Search the listing below for "picture". Copy each matching line.

===

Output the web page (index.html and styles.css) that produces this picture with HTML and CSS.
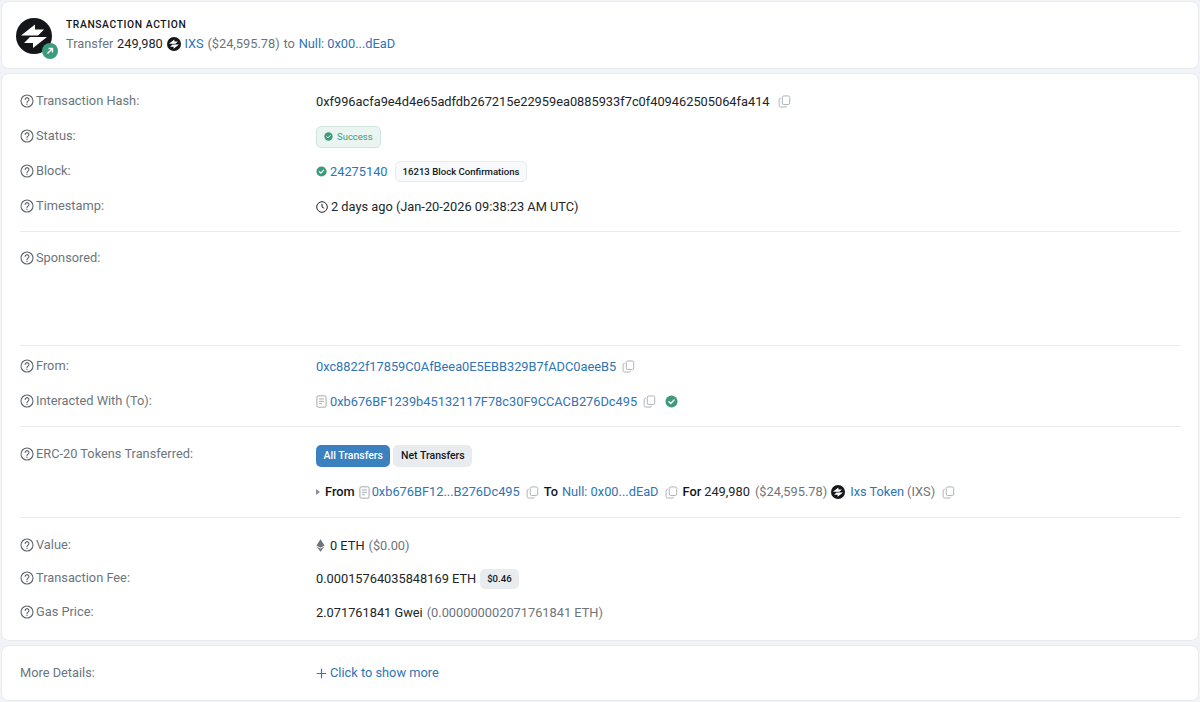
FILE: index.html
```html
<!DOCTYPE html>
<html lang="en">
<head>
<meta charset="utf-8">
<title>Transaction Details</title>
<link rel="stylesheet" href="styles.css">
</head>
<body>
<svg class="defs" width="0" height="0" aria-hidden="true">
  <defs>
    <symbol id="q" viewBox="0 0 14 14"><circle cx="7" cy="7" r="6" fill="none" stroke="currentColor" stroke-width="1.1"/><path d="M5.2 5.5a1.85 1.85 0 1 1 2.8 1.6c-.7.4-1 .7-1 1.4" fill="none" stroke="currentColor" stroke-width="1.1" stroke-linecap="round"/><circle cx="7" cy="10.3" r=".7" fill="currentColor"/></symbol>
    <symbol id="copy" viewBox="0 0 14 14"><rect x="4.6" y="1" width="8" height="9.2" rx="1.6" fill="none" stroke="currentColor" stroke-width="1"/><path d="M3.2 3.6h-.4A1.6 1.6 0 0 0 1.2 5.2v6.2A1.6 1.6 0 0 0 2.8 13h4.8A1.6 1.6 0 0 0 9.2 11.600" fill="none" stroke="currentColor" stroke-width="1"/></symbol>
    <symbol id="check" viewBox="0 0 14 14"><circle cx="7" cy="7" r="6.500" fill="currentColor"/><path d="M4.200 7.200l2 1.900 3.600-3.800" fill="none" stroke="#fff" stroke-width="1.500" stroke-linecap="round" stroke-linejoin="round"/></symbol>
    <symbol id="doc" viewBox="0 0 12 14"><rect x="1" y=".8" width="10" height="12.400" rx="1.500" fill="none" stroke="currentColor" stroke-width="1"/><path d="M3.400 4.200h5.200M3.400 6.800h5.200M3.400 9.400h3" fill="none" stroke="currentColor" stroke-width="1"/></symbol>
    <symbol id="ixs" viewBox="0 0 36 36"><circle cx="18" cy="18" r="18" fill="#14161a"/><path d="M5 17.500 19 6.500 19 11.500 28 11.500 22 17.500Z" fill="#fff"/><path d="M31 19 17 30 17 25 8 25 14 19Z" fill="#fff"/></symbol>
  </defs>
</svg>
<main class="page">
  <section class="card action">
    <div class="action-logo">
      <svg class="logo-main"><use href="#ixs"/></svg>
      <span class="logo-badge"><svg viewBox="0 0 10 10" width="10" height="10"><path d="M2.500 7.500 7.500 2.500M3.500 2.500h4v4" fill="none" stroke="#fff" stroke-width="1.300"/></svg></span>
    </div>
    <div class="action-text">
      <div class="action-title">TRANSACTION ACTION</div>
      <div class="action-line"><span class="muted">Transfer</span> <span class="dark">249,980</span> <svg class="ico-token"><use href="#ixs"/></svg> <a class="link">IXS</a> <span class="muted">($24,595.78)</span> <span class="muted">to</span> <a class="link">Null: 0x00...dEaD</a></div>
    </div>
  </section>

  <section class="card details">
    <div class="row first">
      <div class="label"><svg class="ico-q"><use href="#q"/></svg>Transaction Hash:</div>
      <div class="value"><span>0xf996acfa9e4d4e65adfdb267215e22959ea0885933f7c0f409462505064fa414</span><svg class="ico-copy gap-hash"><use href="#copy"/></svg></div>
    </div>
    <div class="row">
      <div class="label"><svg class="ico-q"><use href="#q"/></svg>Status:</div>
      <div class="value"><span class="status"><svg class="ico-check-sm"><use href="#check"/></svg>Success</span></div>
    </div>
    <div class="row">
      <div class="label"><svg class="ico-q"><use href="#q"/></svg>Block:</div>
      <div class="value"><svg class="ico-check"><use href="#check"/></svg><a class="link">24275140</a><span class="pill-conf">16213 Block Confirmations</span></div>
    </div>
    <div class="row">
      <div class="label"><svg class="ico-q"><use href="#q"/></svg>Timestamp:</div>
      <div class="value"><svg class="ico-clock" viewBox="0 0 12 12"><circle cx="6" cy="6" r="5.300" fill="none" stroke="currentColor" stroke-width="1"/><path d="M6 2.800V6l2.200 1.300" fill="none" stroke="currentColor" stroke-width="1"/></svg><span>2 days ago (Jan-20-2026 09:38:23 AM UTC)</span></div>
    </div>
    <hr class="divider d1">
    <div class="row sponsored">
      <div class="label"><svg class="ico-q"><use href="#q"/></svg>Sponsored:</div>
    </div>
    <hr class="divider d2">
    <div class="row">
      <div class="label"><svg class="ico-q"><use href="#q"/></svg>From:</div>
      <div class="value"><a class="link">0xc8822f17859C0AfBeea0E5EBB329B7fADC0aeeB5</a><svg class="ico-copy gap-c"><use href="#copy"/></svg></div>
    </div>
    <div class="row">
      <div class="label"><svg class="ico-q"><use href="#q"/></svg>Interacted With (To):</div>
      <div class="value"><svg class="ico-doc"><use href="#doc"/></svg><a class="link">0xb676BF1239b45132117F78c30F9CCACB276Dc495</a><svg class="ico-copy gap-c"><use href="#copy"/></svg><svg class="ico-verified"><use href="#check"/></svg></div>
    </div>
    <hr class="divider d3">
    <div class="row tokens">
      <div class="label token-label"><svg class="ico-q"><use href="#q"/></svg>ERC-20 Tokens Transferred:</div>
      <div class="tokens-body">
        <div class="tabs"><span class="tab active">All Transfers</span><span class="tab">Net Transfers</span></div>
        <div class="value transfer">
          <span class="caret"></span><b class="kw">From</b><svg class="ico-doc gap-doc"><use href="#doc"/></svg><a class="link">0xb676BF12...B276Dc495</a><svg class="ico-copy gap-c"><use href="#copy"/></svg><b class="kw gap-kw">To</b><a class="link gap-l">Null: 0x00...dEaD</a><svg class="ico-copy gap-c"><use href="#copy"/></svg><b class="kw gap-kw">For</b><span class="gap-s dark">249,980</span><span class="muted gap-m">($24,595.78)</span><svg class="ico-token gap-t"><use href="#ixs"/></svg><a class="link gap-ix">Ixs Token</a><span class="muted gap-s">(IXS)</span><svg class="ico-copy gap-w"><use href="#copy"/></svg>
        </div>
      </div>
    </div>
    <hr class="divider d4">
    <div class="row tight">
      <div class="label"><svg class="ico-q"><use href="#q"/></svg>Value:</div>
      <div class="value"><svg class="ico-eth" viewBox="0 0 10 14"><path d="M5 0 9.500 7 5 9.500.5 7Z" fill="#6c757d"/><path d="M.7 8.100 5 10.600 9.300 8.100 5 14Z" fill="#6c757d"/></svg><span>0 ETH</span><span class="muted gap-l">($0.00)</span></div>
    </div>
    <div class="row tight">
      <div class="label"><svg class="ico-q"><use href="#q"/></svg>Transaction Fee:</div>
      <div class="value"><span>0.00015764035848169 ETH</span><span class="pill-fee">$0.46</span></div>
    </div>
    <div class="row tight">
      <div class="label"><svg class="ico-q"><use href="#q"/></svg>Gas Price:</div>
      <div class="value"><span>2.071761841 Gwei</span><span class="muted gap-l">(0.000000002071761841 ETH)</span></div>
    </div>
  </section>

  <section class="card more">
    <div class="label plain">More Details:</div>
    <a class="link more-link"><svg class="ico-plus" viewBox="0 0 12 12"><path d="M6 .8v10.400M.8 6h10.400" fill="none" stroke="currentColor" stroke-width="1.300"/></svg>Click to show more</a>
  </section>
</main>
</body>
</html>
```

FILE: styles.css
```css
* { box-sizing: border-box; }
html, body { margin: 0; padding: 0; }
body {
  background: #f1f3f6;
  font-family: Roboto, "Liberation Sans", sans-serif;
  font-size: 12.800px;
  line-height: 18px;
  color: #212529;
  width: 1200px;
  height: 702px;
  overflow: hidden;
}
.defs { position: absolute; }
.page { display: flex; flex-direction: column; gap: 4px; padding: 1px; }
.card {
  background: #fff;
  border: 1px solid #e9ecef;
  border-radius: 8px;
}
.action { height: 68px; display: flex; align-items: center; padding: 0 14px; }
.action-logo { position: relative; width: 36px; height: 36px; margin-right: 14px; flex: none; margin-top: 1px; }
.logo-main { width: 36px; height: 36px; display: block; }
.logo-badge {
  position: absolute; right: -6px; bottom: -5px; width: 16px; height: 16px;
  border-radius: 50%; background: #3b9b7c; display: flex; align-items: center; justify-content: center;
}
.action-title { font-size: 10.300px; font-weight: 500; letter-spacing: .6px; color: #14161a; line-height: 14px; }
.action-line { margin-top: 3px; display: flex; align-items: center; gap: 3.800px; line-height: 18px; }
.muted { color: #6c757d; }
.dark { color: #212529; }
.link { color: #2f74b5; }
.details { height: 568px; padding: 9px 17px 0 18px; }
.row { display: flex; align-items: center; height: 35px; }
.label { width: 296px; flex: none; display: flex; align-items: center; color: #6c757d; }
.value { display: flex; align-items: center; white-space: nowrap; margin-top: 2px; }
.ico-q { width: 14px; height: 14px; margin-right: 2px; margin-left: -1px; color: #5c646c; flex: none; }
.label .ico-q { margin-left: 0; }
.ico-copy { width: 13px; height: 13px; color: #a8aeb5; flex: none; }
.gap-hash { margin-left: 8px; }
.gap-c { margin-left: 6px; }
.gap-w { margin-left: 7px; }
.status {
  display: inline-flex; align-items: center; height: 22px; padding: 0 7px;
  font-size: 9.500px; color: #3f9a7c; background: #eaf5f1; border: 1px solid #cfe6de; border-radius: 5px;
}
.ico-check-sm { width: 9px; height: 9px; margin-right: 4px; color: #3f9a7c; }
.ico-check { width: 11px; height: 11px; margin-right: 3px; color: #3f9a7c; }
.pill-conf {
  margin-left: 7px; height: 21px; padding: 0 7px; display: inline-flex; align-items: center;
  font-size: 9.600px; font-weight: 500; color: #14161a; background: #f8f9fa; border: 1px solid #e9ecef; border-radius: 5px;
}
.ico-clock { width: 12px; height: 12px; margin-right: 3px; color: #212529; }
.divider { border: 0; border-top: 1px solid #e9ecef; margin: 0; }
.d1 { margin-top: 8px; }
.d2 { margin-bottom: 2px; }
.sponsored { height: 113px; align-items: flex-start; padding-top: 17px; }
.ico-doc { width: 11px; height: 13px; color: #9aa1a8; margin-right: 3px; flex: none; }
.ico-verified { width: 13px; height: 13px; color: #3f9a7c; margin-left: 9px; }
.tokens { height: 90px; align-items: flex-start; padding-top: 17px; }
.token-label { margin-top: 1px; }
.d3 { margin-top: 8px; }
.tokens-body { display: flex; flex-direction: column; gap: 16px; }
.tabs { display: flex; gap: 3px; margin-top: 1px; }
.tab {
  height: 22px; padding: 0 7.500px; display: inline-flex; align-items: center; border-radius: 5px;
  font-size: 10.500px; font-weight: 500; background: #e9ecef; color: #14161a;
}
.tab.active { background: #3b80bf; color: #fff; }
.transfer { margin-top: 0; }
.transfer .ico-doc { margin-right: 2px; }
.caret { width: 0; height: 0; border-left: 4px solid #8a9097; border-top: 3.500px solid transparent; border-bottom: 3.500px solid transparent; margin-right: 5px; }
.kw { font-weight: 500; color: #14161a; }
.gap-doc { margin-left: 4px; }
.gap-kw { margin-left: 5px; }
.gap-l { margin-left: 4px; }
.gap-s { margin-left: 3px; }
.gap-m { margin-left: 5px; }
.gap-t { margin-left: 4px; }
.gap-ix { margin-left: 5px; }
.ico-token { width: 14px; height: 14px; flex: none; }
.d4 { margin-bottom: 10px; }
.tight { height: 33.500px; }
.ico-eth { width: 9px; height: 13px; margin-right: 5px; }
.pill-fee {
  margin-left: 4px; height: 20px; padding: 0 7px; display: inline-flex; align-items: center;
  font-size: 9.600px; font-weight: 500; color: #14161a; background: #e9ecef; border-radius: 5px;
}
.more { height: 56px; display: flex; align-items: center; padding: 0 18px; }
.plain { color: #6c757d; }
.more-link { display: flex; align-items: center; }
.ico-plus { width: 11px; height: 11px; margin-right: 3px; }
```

===

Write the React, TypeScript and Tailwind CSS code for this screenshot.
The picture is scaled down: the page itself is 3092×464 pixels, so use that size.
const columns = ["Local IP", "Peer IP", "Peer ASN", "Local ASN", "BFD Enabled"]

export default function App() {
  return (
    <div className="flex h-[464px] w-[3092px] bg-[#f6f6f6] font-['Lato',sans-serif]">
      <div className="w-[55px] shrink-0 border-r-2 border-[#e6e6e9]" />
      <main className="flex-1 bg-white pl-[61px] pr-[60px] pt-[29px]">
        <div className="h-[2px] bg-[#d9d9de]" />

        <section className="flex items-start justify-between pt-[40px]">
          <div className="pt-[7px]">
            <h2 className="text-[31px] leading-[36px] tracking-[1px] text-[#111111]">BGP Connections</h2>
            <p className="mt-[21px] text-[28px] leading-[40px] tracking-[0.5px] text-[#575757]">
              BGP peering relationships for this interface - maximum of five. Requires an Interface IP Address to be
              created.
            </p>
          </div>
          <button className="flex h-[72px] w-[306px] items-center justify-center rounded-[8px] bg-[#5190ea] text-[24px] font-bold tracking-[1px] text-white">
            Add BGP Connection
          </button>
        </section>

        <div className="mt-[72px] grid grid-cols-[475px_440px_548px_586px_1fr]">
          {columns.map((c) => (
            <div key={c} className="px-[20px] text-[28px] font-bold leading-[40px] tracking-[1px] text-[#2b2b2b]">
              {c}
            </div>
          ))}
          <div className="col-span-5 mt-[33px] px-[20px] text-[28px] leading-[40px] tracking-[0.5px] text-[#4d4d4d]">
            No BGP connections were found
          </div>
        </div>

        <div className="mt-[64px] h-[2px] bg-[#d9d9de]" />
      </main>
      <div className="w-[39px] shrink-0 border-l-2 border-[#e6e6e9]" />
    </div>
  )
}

===

Expected output
Output the web page (index.html and styles.css) that produces this picture with HTML and CSS.
The picture is scaled down: the page itself is 3092×464 pixels, so use that size.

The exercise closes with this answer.